Note that .to_vec on a &Vec<T> or a &mut Vec<T> will essentially just clone the whole vector. Cloning turns a borrowed &Vec<T> into a new owned copy (of type Vec<T>). (To explain why this method exists at all, it's actually a method on slices, so that you can turn &[T] into a Vec<T> by cloning all the elements.)
I'm not 100% certain what clone you have in mind, i.e. where in the code exactly would you clone? Assuming it's the same thing as I suggested above, i.e. the first thing that fill_vec does is cloning the vector, then it's necessary for the reason I've explained above: push needs mutable access to some vector, which means you need fill_vec to own one itself (and cloning an (immutably) borrowed vector is a way to obtain ownership (of the clone)), or to have mutable access to a vector that's still owned by the main function.
The "best" solution depends a bit on the actual use case; the code in this example is more of a toy example. In general, cloning the whole vector is kind-of expensive (though in this concrete case again, cloning an empty vector is really cheap); so in practical Rust code, you should clone vectors when you need multiple independent owned values that can me mutated independently and such; whereas when you don't need those, you can try to avoid cloning.
Trying to avoid the to_vec here is not too hard. Since the fill_vec(vec: &mut Vec<i32>) with a &mut ... argument makes it return value basically already accessible in the function argument (by mutating it), you don't really need to return a copy of the whole thing anymore.
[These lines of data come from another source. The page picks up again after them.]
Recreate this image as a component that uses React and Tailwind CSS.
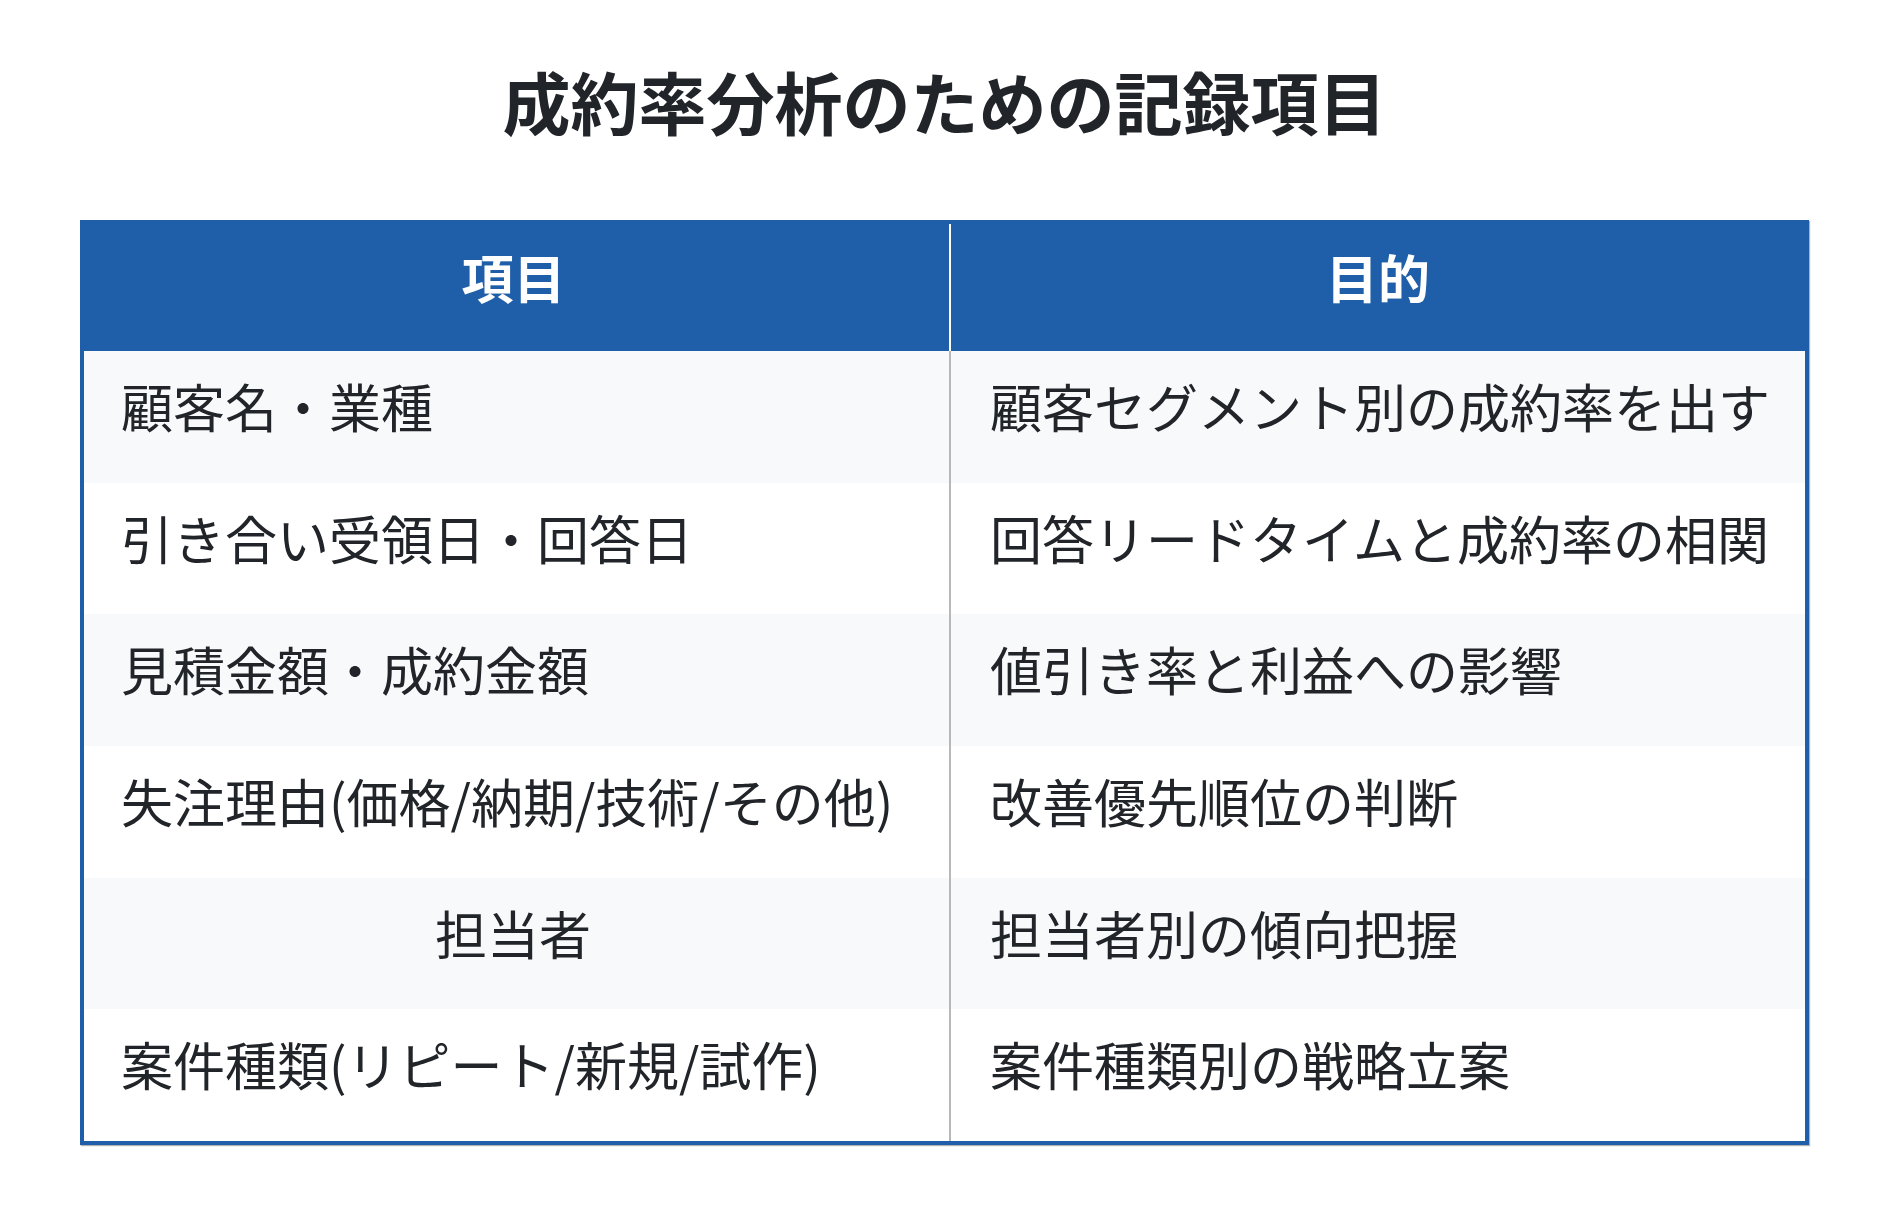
const rows = [
  { item: '顧客名・業種', purpose: '顧客セグメント別の成約率を出す' },
  { item: '引き合い受領日・回答日', purpose: '回答リードタイムと成約率の相関' },
  { item: '見積金額・成約金額', purpose: '値引き率と利益への影響' },
  { item: '失注理由(価格/納期/技術/その他)', purpose: '改善優先順位の判断' },
  { item: '担当者', purpose: '担当者別の傾向把握', center: true },
  { item: '案件種類(リピート/新規/試作)', purpose: '案件種類別の戦略立案' },
];

const App = () => {
  return (
    <div
      className="min-h-[1224px] bg-white px-20 pt-[60px] text-[#212529]"
      style={{ fontFamily: '"Noto Sans CJK JP", "Noto Sans", sans-serif' }}
    >
      <h1 className="text-center text-[68px] font-bold leading-[1.2] mb-[78px]">
        成約率分析のための記録項目
      </h1>

      <table className="w-full table-fixed border-separate border-spacing-0 border-4 border-[#1f5ea8] shadow-[1px_1px_1px_rgba(0,0,0,0.3)]">
        <colgroup>
          <col className="w-[867px]" />
          <col />
        </colgroup>
        <thead>
          <tr className="bg-[#1f5ea8] text-white">
            <th className="border-r-2 border-white pt-[19px] pb-[41px] pl-[35px] pr-[41px] text-center text-[52px] font-bold leading-[1.3]">
              項目
            </th>
            <th className="pt-[19px] pb-[41px] px-[37px] text-center text-[52px] font-bold leading-[1.3]">
              目的
            </th>
          </tr>
        </thead>
        <tbody>
          {rows.map((row, i) => (
            <tr key={i} className={i % 2 === 0 ? 'bg-[#f8f9fa]' : 'bg-white'}>
              <td
                className={
                  'border-r-2 border-[#b8b8b8] pt-[21px] pb-[43px] pl-[37px] pr-[44px] text-[52px] leading-[1.3] whitespace-nowrap ' +
                  (row.center ? 'text-center' : 'text-left')
                }
              >
                {row.item}
              </td>
              <td className="pt-[21px] pb-[43px] pl-[39px] pr-[20px] text-left text-[52px] leading-[1.3] whitespace-nowrap">
                {row.purpose}
              </td>
            </tr>
          ))}
        </tbody>
      </table>
    </div>
  );
};

export default App;
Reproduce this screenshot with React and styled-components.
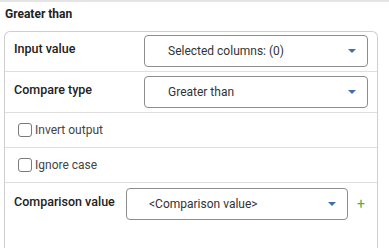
import React from 'react';
import styled, { createGlobalStyle } from 'styled-components';

const GlobalStyle = createGlobalStyle`
    html, body {
        margin: 0;
        padding: 0;
        background: #ffffff;
        font-family: Roboto, "Liberation Sans", sans-serif;
    }
`;

const Page = styled.div`
    width: 389px;
    height: 248px;
    overflow: hidden;
    border-top: 2px solid #e4e4e4;
    box-sizing: border-box;
`;

const Title = styled.div`
    height: 29px;
    padding-left: 5px;
    font-size: 12px;
    font-weight: 700;
    color: #222;
    display: flex;
    align-items: center;
    padding-bottom: 6px;
    box-sizing: border-box;
`;

const Panel = styled.div`
    margin-left: 4px;
    width: 374px;
    height: 217px;
    box-sizing: border-box;
    border: 1px solid #cfcfcf;
    border-bottom: none;
    border-radius: 6px 6px 0 0;
`;

const Row = styled.div`
    display: flex;
    align-items: center;
    padding: ${p => p.$check ? '0 9px 0 13px' : '3px 9px 4px 9px'};
    min-height: ${p => p.$check ? '34px' : 'auto'};
    border-bottom: ${p => p.$last ? 'none' : '1px solid #dedede'};
    &:nth-child(2) {
        padding-top: 4px;
    }
    &:nth-child(3) {
        min-height: 34px;
    }
`;

const Label = styled.div`
    flex: ${p => p.$w ? `0 0 ${p.$w}px` : '0 0 auto'};
    align-self: flex-start;
    padding-top: 6px;
    font-size: 12.5px;
    font-weight: 500;
    color: #222;
`;

const Select = styled.div`
    flex: 1;
    height: 32px;
    box-sizing: border-box;
    border: 1px solid #8d8d8d;
    border-radius: 4px;
    display: flex;
    align-items: center;
    padding-left: ${p => p.$pad || 23}px;
    padding-right: 11px;
    font-size: 12px;
    color: #333;
`;

const SelectText = styled.span`
    flex: 1;
`;

const Caret = styled.span`
    width: 0;
    height: 0;
    border-left: 4px solid transparent;
    border-right: 4px solid transparent;
    border-top: 4px solid #3f6db3;
`;

const Box = styled.span`
    width: 14px;
    height: 14px;
    box-sizing: border-box;
    border: 1px solid #7a7a7a;
    border-radius: 3px;
    margin-right: 3px;
`;

const CheckText = styled.span`
    font-size: 12px;
    color: #444;
`;

const Plus = styled.span`
    margin-left: 7px;
    width: 12px;
    text-align: center;
    font-size: 14px;
    color: #4caf50;
    line-height: 1;
`;

const App = () => {
    return (
        <Page>
            <GlobalStyle />
            <Title>Greater than</Title>
            <Panel>
                <Row>
                    <Label $w={130}>Input value</Label>
                    <Select>
                        <SelectText>Selected columns: (0)</SelectText>
                        <Caret />
                    </Select>
                </Row>
                <Row>
                    <Label $w={130}>Compare type</Label>
                    <Select>
                        <SelectText>Greater than</SelectText>
                        <Caret />
                    </Select>
                </Row>
                <Row $check>
                    <Box />
                    <CheckText>Invert output</CheckText>
                </Row>
                <Row $check>
                    <Box />
                    <CheckText>Ignore case</CheckText>
                </Row>
                <Row $last style={{ paddingRight: '10px', paddingTop: '5px' }}>
                    <Label $w={112}>Comparison value</Label>
                    <Select $pad={22}>
                        <SelectText>&lt;Comparison value&gt;</SelectText>
                        <Caret />
                    </Select>
                    <Plus>+</Plus>
                </Row>
            </Panel>
        </Page>
    );
};

export default App;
Hence, if you skip the -> Vec<i32> return value, you can skip the vec.to_vec() accordingly; you won't get a vec1 back then of course, so also skip the let mut vec1 = part of the call, and use vec0 throughout the remaining main function.
This last suggestion is in line with the last suggestion that rustlings hint move_semantics2 should be giving you:
So vec0 is being moved into the function fill_vec when we call it on line 10, which means it gets dropped at the end of fill_vec, which means we can't use vec0 again on line 13 (or anywhere else in main after the fill_vec call for that matter). We could fix this in a few ways, try them all!
Make another, separate version of the data that's in vec0 and pass that to fill_vec instead.
Make fill_vec borrow its argument instead of taking ownership of it, and then copy the data within the function in order to return an owned Vec<i32>
Make fill_vecmutably borrow its argument (which will need to be mutable), modify it directly, then not return anything. Then you can get rid of vec1 entirely -- note that this will change what gets printed by the first println!
As far as I can tell, reading these hints - even after solving the exercise without needing a hint - can be a good idea in general, because they can sometimes provide further references or extra tasks, as the one above that suggests "a few ways" and encourages you to "try them all".